Since the 1970s, however, the pace of school segregation has slowed substantially, and has actually reversed. According to the Educational Testing Service, by the end of the 1990s, in the United States, many public schools were largely segregated by “race.” For example, in the year 1969, 77 percent of African American students attended schools with predominantly minority students. This figure declined somewhat by 1980 with 62 percent attending schools with predominantly minority students. By 1997, however, the figure had risen to 69 percent, with 35 percent of African American students attending schools with 90-100 percent minority students. For Latino/a students, in 1969, 55 percent were attending schools with predominantly minority students. And by 1997, that number had risen to 75 percent.
Many charge that “resegregation” is due, at least in part, to Supreme Court decisions, which have accelerated the federal courts’ attempts to terminate existing school desegregation orders. For example, in the 1974 case of Milliken v. Bradley, the Supreme Court virtually released white suburban school districts in Detroit, Michigan from participation in desegregation efforts. In addition, in Board of Education of Oklahoma City v. Dowell (1991), the Supreme Court held that lower courts could terminate previous desegregation orders in those school districts that had attempted “in good faith” to comply, even if this would result in abrupt resegregation.
Other Supreme Court decisions that have increased the drive to resegregate include Freeman v. Pitts (1992) ending aspects of desegregation orders even when other aspects had never been fully implemented, and Missouri v. Jenkins (1995) overturning a plan for magnet schools in Kansas City, Missouri designed to attract white students back to inner-city schools.
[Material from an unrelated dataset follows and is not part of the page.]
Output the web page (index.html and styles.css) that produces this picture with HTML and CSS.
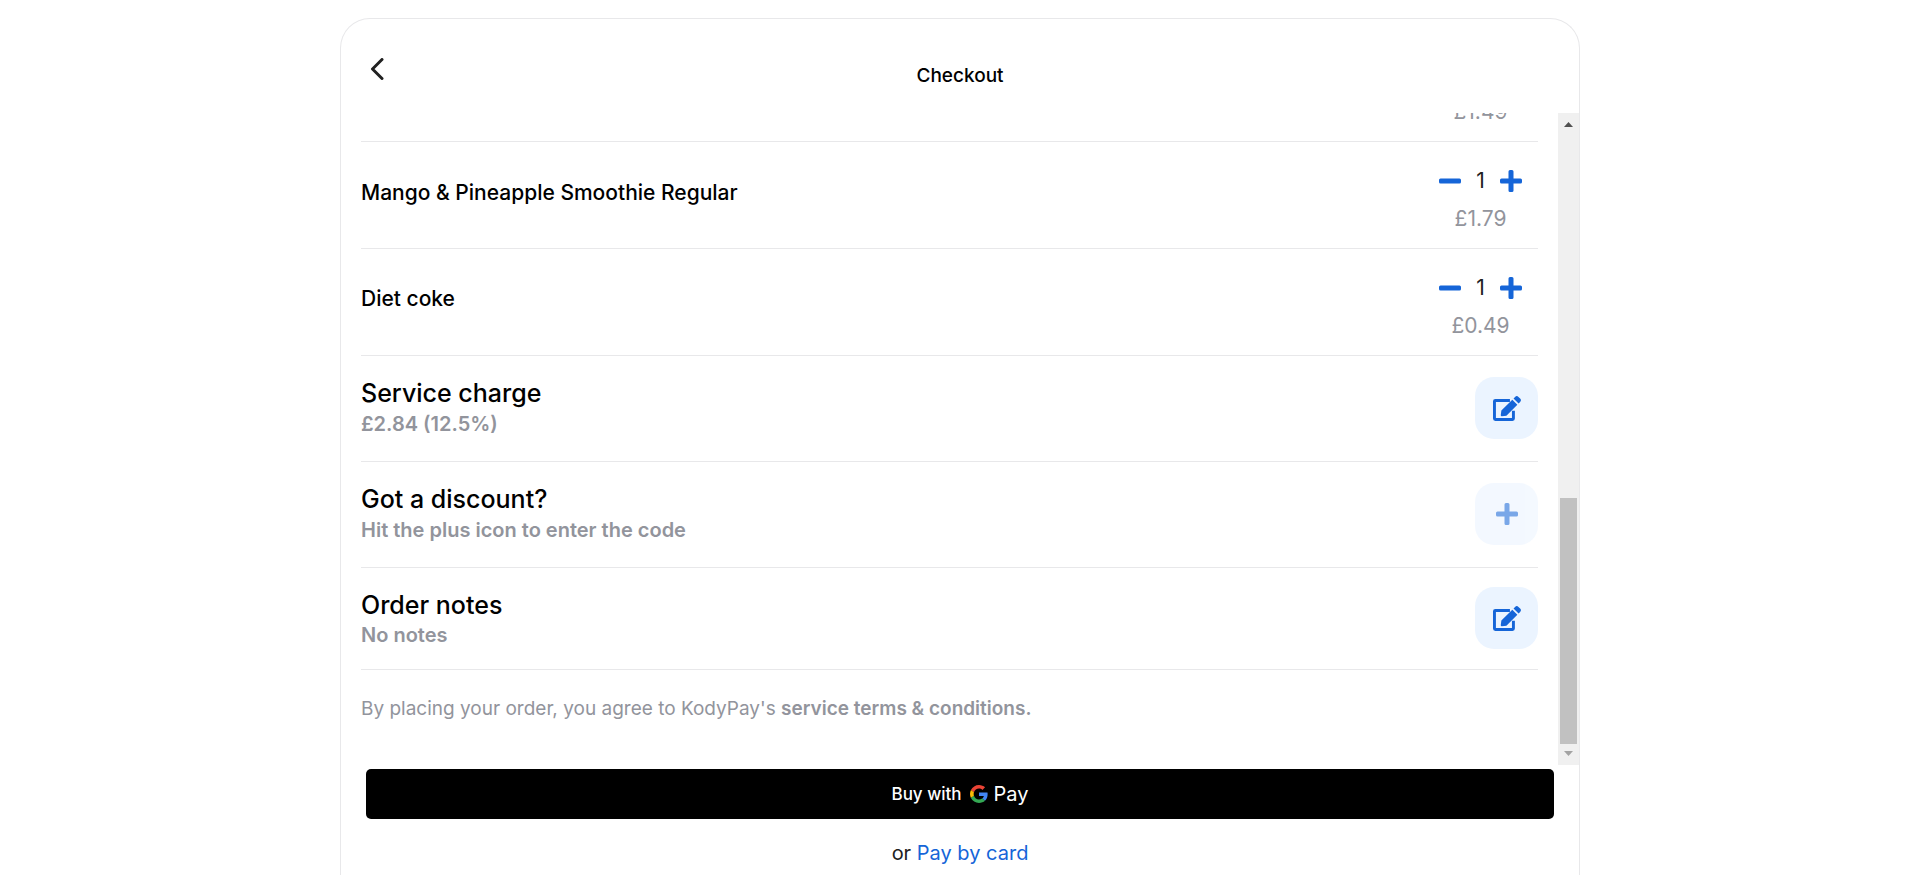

According to Yale law professor, Jack M. Balkin, these legal decisions, along with social, political, and economic factors have been devastating to many children of color. Balkin said,

“Minority children in central cities are educated in virtually all-minority schools with decidedly inferior facilities and educational opportunities. More than half of black and Latino students around the country still attend predominantly minority schools.”

In addition, the Civil Rights Project at Harvard University found that although the 2000 national census reflected more racial and ethnic diversity in the United States than ever before, students are relatively isolated from this diversity as reflected in data collected by the United States Department of Education from the year 2000-2001. According to the study:

“The racial trend in the school districts studied is substantial and clear: virtually all school districts analyzed are showing lower levels of inter-racial exposure since 1986, suggesting a trend toward resegregation, and in some districts, these declines are sharp. As courts across the country end long-running desegregation plans and, in some states, have forbidden the use of any racially-conscious student assignment plans, the last 10-15 years have seen a steady unraveling of almost 25-years-worth of increased integration.”
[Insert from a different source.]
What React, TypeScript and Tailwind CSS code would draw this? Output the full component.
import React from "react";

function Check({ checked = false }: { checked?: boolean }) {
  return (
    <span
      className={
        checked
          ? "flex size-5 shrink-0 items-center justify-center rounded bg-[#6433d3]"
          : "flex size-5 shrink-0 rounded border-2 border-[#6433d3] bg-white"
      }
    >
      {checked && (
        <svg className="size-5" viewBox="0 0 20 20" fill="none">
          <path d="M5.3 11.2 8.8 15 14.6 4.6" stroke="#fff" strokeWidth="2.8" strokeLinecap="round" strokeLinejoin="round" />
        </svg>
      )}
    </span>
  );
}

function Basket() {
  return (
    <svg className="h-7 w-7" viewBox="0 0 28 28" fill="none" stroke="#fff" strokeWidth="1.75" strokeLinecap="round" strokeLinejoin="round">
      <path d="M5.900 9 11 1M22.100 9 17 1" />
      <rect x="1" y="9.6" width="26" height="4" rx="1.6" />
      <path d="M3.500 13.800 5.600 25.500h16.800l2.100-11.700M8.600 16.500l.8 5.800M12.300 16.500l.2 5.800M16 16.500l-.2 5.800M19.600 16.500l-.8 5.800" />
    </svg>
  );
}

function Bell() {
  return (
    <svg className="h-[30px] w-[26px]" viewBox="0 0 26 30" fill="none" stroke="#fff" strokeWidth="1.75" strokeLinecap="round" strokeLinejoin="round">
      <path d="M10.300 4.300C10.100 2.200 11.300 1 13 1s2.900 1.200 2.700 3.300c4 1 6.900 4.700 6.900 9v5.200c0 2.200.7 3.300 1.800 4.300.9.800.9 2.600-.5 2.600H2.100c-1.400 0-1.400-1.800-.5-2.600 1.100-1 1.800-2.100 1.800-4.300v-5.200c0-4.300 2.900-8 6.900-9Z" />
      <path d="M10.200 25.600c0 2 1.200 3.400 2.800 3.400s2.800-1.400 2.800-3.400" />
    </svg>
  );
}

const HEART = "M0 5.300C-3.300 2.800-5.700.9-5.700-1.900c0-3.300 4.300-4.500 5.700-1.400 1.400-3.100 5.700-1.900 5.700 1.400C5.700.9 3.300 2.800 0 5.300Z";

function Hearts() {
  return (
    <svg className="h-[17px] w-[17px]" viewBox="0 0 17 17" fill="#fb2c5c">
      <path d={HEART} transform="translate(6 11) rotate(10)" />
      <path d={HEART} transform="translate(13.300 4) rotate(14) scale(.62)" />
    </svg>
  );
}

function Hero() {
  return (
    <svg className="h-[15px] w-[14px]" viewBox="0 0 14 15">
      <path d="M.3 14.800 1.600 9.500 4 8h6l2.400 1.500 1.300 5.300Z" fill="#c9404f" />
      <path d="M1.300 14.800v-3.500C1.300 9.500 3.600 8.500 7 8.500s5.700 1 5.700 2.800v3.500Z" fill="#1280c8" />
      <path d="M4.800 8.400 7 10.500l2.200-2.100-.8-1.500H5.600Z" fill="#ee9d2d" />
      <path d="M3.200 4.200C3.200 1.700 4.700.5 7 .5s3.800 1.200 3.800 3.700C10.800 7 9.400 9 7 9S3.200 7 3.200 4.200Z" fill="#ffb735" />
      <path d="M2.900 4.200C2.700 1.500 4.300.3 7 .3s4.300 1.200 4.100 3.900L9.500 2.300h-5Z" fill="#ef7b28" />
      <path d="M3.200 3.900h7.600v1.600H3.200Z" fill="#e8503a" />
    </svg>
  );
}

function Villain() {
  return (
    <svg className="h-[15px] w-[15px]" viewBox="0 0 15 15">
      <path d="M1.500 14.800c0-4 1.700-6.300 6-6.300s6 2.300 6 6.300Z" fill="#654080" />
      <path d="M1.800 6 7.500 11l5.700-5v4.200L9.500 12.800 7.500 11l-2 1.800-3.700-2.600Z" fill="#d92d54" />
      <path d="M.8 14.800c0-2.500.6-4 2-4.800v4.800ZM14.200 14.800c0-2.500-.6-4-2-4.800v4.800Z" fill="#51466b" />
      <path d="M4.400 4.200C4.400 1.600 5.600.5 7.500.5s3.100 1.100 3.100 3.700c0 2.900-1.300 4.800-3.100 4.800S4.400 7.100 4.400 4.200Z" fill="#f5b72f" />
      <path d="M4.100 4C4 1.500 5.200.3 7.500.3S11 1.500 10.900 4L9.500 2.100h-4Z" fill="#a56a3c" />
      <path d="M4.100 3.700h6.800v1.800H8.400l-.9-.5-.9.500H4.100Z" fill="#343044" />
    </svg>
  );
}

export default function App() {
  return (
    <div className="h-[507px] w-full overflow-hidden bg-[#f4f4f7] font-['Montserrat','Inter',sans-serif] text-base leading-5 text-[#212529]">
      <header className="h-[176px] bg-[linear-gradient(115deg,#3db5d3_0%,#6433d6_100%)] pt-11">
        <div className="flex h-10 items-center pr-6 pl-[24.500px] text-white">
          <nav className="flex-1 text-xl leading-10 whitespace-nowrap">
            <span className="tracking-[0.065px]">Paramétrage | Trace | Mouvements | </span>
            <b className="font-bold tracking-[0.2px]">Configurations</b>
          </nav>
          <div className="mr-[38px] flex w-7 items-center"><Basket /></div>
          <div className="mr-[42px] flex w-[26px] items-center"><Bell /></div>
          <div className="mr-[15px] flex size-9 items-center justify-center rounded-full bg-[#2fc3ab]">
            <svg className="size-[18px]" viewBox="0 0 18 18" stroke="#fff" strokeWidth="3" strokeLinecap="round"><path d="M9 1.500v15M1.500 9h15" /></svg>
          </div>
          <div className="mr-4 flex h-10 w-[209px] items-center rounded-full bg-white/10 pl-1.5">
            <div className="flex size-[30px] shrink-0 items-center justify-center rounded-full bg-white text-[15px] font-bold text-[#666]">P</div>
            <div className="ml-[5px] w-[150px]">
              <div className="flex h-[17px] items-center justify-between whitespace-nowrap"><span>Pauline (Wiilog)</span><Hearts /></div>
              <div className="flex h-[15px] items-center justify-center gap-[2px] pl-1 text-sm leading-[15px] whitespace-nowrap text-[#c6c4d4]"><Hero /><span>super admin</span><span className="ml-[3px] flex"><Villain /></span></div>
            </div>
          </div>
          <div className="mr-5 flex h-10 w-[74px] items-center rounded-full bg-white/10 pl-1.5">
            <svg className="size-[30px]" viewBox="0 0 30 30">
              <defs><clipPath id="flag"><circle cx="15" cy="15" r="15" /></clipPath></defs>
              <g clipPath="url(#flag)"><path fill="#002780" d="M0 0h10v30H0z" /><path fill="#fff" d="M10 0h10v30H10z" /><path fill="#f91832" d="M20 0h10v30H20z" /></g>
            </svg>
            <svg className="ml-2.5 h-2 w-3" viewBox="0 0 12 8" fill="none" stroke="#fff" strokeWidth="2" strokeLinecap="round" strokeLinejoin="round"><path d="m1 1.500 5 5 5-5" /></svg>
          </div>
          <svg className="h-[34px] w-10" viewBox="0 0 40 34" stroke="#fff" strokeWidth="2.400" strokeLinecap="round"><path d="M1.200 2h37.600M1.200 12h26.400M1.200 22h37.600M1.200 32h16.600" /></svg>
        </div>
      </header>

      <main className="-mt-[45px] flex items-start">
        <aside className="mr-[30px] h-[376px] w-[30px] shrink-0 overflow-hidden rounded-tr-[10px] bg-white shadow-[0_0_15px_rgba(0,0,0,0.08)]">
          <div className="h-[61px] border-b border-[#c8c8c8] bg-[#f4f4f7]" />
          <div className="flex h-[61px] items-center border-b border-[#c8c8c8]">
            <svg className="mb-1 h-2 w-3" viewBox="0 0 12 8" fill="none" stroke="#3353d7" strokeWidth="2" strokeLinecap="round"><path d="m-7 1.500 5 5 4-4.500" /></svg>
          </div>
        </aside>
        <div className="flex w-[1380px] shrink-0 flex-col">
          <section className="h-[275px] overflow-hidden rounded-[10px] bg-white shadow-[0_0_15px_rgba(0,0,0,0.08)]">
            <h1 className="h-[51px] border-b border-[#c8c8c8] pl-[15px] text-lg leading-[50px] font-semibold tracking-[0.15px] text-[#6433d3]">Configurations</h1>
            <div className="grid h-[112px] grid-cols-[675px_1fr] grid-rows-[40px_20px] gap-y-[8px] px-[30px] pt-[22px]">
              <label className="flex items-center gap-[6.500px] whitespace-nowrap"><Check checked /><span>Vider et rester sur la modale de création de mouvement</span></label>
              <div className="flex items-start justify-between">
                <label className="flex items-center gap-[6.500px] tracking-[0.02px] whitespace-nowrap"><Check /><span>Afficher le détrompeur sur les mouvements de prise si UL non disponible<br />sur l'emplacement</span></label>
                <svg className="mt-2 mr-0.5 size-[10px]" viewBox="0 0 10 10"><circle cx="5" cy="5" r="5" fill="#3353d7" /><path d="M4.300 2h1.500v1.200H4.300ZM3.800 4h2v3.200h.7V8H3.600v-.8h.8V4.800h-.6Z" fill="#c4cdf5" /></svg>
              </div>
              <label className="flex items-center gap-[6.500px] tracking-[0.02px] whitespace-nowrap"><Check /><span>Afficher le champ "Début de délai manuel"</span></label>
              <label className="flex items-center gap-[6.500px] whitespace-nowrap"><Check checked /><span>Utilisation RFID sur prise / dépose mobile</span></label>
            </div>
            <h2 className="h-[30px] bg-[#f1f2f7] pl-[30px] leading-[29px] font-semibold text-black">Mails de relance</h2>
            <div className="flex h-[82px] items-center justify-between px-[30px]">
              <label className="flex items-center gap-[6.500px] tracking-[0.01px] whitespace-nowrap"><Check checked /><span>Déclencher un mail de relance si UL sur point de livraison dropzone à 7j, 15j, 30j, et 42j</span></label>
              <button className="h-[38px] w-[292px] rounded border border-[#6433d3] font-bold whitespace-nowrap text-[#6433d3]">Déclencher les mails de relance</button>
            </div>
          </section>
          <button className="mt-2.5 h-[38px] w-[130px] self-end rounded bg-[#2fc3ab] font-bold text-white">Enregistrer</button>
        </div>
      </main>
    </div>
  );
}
Among the study’s additional finding were that white students in one-third of the school districts analyzed became more isolated from black and/or Latino/a students in the school years 1986-2000, and that black students are the “most isolated” from white students in districts that do not have desegregation plans in place or where the courts have rejected city-suburban desegregation plans.
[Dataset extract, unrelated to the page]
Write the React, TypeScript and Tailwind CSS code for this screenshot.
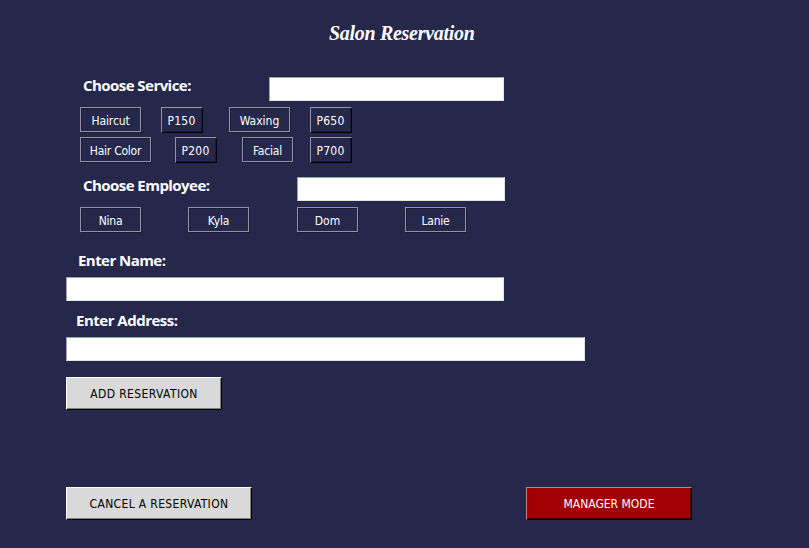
import type { ReactNode } from 'react';

const uiFont = "font-['DejaVu_Sans_Condensed','DejaVu_Sans',sans-serif] [font-stretch:condensed]";

function Label({ children, className }: { children: ReactNode; className: string }) {
  return (
    <span className={`block whitespace-nowrap font-['Open_Sans',sans-serif] text-[15px] leading-[16px] font-bold text-white ${className}`}>
      {children}
    </span>
  );
}

function Entry({ label, className }: { label: string; className: string }) {
  return (
    <input
      aria-label={label}
      className={`block h-6 shrink-0 border border-t-[#a0a0a0] border-l-[#a0a0a0] border-r-[#e3e3e3] border-b-[#e3e3e3] bg-white outline-none ${className}`}
    />
  );
}

function GrooveButton({ children, className }: { children: ReactNode; className: string }) {
  return (
    <button
      className={`block h-[25px] shrink-0 border border-[#9292a4] pt-px text-center text-[12px] leading-[24px] whitespace-nowrap text-white shadow-[1px_1px_0_#1b1b35,inset_1px_1px_0_#1b1b35] ${uiFont} ${className}`}
    >
      {children}
    </button>
  );
}

function PriceButton({ children, className }: { children: ReactNode; className: string }) {
  return (
    <button
      className={`block h-[26px] w-[42px] shrink-0 border border-t-[#9292a4] border-l-[#9292a4] border-r-black border-b-black pt-px pr-px text-center text-[12px] leading-[24px] tracking-[0.2px] whitespace-nowrap text-white shadow-[inset_-1px_-1px_0_#1b1b35] ${uiFont} ${className}`}
    >
      {children}
    </button>
  );
}

function ActionButton({ children, className }: { children: ReactNode; className: string }) {
  return (
    <button className={`block h-[33px] shrink-0 border border-r-black border-b-black pt-px text-center text-[12px] leading-[31px] whitespace-nowrap ${uiFont} ${className}`}>
      {children}
    </button>
  );
}

export default function App() {
  return (
    <main className="h-[548px] w-[809px] overflow-hidden bg-[#26284b]">
      <h1 className="h-[77px] pt-[21px] pl-[329px] font-['Liberation_Serif',serif] text-[20px] leading-[25px] font-bold tracking-[-0.3px] whitespace-nowrap text-white italic">
        Salon Reservation
      </h1>

      <section className="h-[100px]">
        <div className="flex h-[30px] pl-[83px]">
          <Label className="w-[186px] tracking-[-0.55px]">Choose Service:</Label>
          <Entry label="Service" className="w-[235px]" />
        </div>
        <div className="flex h-[30px] pl-[80px]">
          <GrooveButton className="w-[61px] tracking-[-0.1px]">Haircut</GrooveButton>
          <PriceButton className="ml-5">P150</PriceButton>
          <GrooveButton className="ml-[26px] w-[61px]">Waxing</GrooveButton>
          <PriceButton className="ml-5">P650</PriceButton>
        </div>
        <div className="flex h-[40px] pl-[80px]">
          <GrooveButton className="w-[71px] tracking-[-0.25px]">Hair Color</GrooveButton>
          <PriceButton className="ml-6">P200</PriceButton>
          <GrooveButton className="ml-[25px] w-[51px] tracking-[-0.2px]">Facial</GrooveButton>
          <PriceButton className="ml-[17px]">P700</PriceButton>
        </div>
      </section>

      <section className="h-[75px]">
        <div className="flex h-[30px] pl-[83px]">
          <Label className="w-[214px] tracking-[-0.55px]">Choose Employee:</Label>
          <Entry label="Employee" className="w-[208px]" />
        </div>
        <div className="flex pl-[80px]">
          <GrooveButton className="w-[61px] tracking-[-0.2px]">Nina</GrooveButton>
          <GrooveButton className="ml-[47px] w-[61px] tracking-[-0.2px]">Kyla</GrooveButton>
          <GrooveButton className="ml-[48px] w-[61px]">Dom</GrooveButton>
          <GrooveButton className="ml-[47px] w-[61px] tracking-[-0.2px]">Lanie</GrooveButton>
        </div>
      </section>

      <section className="h-[125px] pl-[66px]">
        <Label className="h-[25px] pl-3 tracking-[-0.55px]">Enter Name:</Label>
        <Entry label="Name" className="w-[438px]" />
        <Label className="mt-[11px] h-[25px] pl-[10px] tracking-[-0.5px]">Enter Address:</Label>
        <Entry label="Address" className="w-[519px]" />
      </section>

      <ActionButton className="ml-[66px] w-[156px] border-t-white border-l-white bg-[#d9d9d9] tracking-[0.4px] text-black shadow-[inset_-1px_-1px_0_#808080]">
        ADD RESERVATION
      </ActionButton>
      <div className="mt-[77px] flex pl-[66px]">
        <ActionButton className="w-[186px] border-t-white border-l-white bg-[#d9d9d9] tracking-[0.35px] text-black shadow-[inset_-1px_-1px_0_#808080]">
          CANCEL A RESERVATION
        </ActionButton>
        <ActionButton className="ml-[274px] w-[166px] border-t-[#d67c7c] border-l-[#d67c7c] bg-[#a00000] text-white shadow-[inset_-1px_-1px_0_#500000]">
          MANAGER MODE
        </ActionButton>
      </div>
    </main>
  );
}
Balkin correlated the increasing trend toward resegregation with socioeconomic factors and with “race,” stating that only 5 percent of segregated white schools are in areas of concentrated poverty, whereas 80 percent of segregated black and Latino/a schools are in such areas. And schools in low-income areas have limited educational resources, so as a consequence, students’ educational outcomes in these schools are routinely lower than in wealthier districts.
UC Berkeley professor, Bob Blauner writes of a United States in which there exists “two languages of race,” one spoken by black people (and by implication, other people of color), the other by white people. By “language,” he meant a system of meaning attached to social reality, in this instance a “racial language” reflecting a view of the world. This mirrors the conclusions of the Kerner Commission report released in 1968 in its study of urban unrest. It stated, in part, that the United States was moving toward two separate societies: one white and one black (though the report left it uncertain where other communities of color fit into this equation). Many black people and other peoples of color see “race” and racism as salient and central to their reality. Many white people – excluding members of the more race-conscious extremists groups – consider “race” as a peripheral issue, and may even consider racism as a thing of the past, or as aberrations in contemporary U.S. society. Since the 1960s, many people of color have embraced and expanded the definition of “racism” to reflect contemporary realities, while many white people have not.
Although most white people are aware of what Valerie Batts, Executive Director and Co-Founder of VISIONS Inc., terms “old fashioned racism” (taking such forms as enslavement, lynchings, cross burnings, definition of people of color as inferior to whites, legal segregation between the “races,” and others), many white people, asserts Batts, are either unaware of or unwilling to acknowledge the many manifestations of “modern forms of racism” by whites. Batts lists these forms as dysfunctional rescuing, blaming the victim, avoidance of contact, denial of cultural differences, and denial of the political significance of differences.
It must be added that by the 1960s, a number of national black leaders, including Stokely Carmichael of the Student Non-Violent Coordinating Committee, Malcolm X of the Nation of Islam, Huey P. Newton and H. Rap Brown of the Black Panthers, among others, questioned integrationist strategies generally and particularly in the schools – deprioritizing and even opposing desegregation – on the grounds that the notion that black students would learn best alongside white students was an inherently racist theory. They charged that an educational emphasis relying on integration was one that deemphasized systemic racist social structures, and one that pushed black people to assimilate into dominant Eurocentric norms and cultural expressions at the expense of black culture and identity. Echoes of these sentiments reverberate to this day.
Clearly, enormous inequities exist in the educational system as it currently operates. Likewise, it is clear that there are no simple or easy solutions to the problem of resegregation and also in the achievement gaps between white students and students of color, for as the old saying goes, “When it takes a long time to walk into the forest, it will, most likely as well, take a long time to walk out of the forest.” We must address the inequities within the system in both the short and long term. For these strategies to prove successful, however, we must also address, as a country, the larger systemic societal inequities that are very often reproduced and maintained within the school districts throughout the United States. Only then can we be assured that the promise of a truly equitable and effective educational system matches the reality.